## begin
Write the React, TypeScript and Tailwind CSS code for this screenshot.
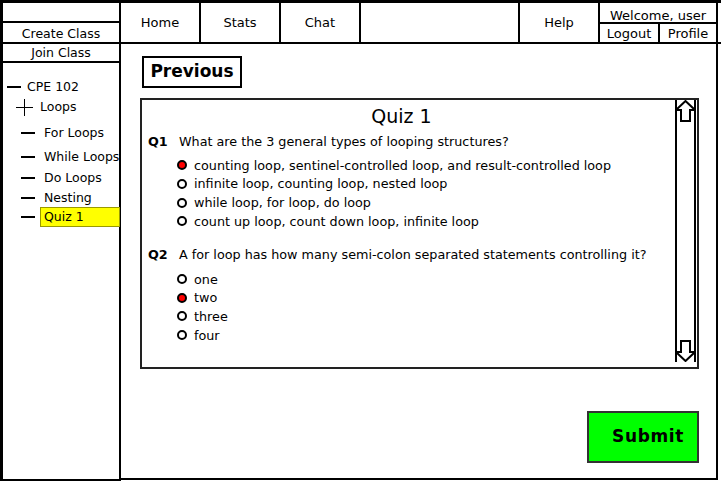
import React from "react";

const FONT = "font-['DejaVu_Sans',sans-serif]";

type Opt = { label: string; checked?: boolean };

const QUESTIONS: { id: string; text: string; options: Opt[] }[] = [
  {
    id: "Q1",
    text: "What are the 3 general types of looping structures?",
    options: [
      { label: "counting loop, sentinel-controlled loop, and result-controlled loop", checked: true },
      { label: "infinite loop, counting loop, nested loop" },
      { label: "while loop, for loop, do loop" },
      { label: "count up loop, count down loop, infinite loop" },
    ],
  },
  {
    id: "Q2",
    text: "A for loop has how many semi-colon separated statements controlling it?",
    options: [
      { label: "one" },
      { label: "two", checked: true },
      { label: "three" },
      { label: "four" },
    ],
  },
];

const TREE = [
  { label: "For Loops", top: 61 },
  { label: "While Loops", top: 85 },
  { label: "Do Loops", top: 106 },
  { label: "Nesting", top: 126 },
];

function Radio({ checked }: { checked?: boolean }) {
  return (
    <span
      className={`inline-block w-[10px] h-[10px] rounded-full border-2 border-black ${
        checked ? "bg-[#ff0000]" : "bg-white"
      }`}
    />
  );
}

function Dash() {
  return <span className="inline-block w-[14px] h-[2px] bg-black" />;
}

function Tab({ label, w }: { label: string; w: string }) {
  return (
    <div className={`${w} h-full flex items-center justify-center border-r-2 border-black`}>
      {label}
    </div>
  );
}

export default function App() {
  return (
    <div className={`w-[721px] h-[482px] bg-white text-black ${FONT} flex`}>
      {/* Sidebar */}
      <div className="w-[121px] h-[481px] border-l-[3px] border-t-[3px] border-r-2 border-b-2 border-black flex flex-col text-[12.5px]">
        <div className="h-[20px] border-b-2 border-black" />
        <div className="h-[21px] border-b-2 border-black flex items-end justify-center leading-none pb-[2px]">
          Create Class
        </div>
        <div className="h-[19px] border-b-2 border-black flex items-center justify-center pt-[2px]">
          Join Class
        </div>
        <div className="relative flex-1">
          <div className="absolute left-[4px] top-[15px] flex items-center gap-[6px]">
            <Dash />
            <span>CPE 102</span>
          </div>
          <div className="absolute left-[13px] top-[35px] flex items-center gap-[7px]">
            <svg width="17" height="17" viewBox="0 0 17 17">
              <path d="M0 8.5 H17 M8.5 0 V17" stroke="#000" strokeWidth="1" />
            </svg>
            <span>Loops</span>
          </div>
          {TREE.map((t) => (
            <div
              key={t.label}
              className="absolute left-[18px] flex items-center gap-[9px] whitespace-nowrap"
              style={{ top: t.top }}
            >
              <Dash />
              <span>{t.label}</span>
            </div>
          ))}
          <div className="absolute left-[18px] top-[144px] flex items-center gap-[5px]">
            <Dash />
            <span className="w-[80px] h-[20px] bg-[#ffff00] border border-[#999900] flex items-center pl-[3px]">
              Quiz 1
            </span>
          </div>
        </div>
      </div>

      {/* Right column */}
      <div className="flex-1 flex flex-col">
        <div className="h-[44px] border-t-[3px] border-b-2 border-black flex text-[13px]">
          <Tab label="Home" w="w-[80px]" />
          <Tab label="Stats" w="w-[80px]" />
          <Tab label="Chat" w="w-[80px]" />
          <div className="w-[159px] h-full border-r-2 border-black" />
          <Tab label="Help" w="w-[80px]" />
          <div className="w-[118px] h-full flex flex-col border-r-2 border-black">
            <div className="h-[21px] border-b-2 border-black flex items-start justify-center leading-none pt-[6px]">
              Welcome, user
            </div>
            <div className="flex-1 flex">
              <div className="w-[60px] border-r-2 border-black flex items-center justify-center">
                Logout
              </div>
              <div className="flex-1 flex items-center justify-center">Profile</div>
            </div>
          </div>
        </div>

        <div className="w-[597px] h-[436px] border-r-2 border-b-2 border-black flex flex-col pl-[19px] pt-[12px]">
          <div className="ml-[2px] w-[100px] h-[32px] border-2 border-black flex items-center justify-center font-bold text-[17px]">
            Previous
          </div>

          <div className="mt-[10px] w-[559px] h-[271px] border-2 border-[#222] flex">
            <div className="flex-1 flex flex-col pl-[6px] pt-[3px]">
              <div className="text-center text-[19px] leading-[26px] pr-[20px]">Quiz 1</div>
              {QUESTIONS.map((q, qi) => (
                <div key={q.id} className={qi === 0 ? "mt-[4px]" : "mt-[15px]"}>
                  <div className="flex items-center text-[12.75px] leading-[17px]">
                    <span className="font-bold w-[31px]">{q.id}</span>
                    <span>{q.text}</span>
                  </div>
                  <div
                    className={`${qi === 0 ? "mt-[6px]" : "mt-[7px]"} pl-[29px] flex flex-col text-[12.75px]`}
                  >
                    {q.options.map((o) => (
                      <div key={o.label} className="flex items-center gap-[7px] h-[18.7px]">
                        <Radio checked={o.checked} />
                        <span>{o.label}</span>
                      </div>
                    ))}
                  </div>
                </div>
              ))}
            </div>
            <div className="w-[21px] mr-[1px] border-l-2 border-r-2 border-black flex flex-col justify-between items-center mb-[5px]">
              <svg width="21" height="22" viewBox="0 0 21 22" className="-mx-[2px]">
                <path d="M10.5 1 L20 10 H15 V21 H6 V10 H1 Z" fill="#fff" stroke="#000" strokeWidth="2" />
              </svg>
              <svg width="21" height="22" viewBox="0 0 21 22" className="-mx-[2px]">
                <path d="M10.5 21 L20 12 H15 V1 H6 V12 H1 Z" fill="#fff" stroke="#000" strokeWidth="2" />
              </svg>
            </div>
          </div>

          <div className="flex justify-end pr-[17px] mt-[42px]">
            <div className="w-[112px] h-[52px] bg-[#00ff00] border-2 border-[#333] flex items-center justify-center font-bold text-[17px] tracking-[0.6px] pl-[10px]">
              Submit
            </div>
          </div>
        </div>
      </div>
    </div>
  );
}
## end
▶ **What you should do**: Starting with the first line of the data above and ending with the line containing "string; checked?: boolean", please restate every line exactly, leaving images out.

▶ **Task solution**:
Write the React, TypeScript and Tailwind CSS code for this screenshot.
import React from "react";

const FONT = "font-['DejaVu_Sans',sans-serif]";

type Opt = { label: string; checked?: boolean };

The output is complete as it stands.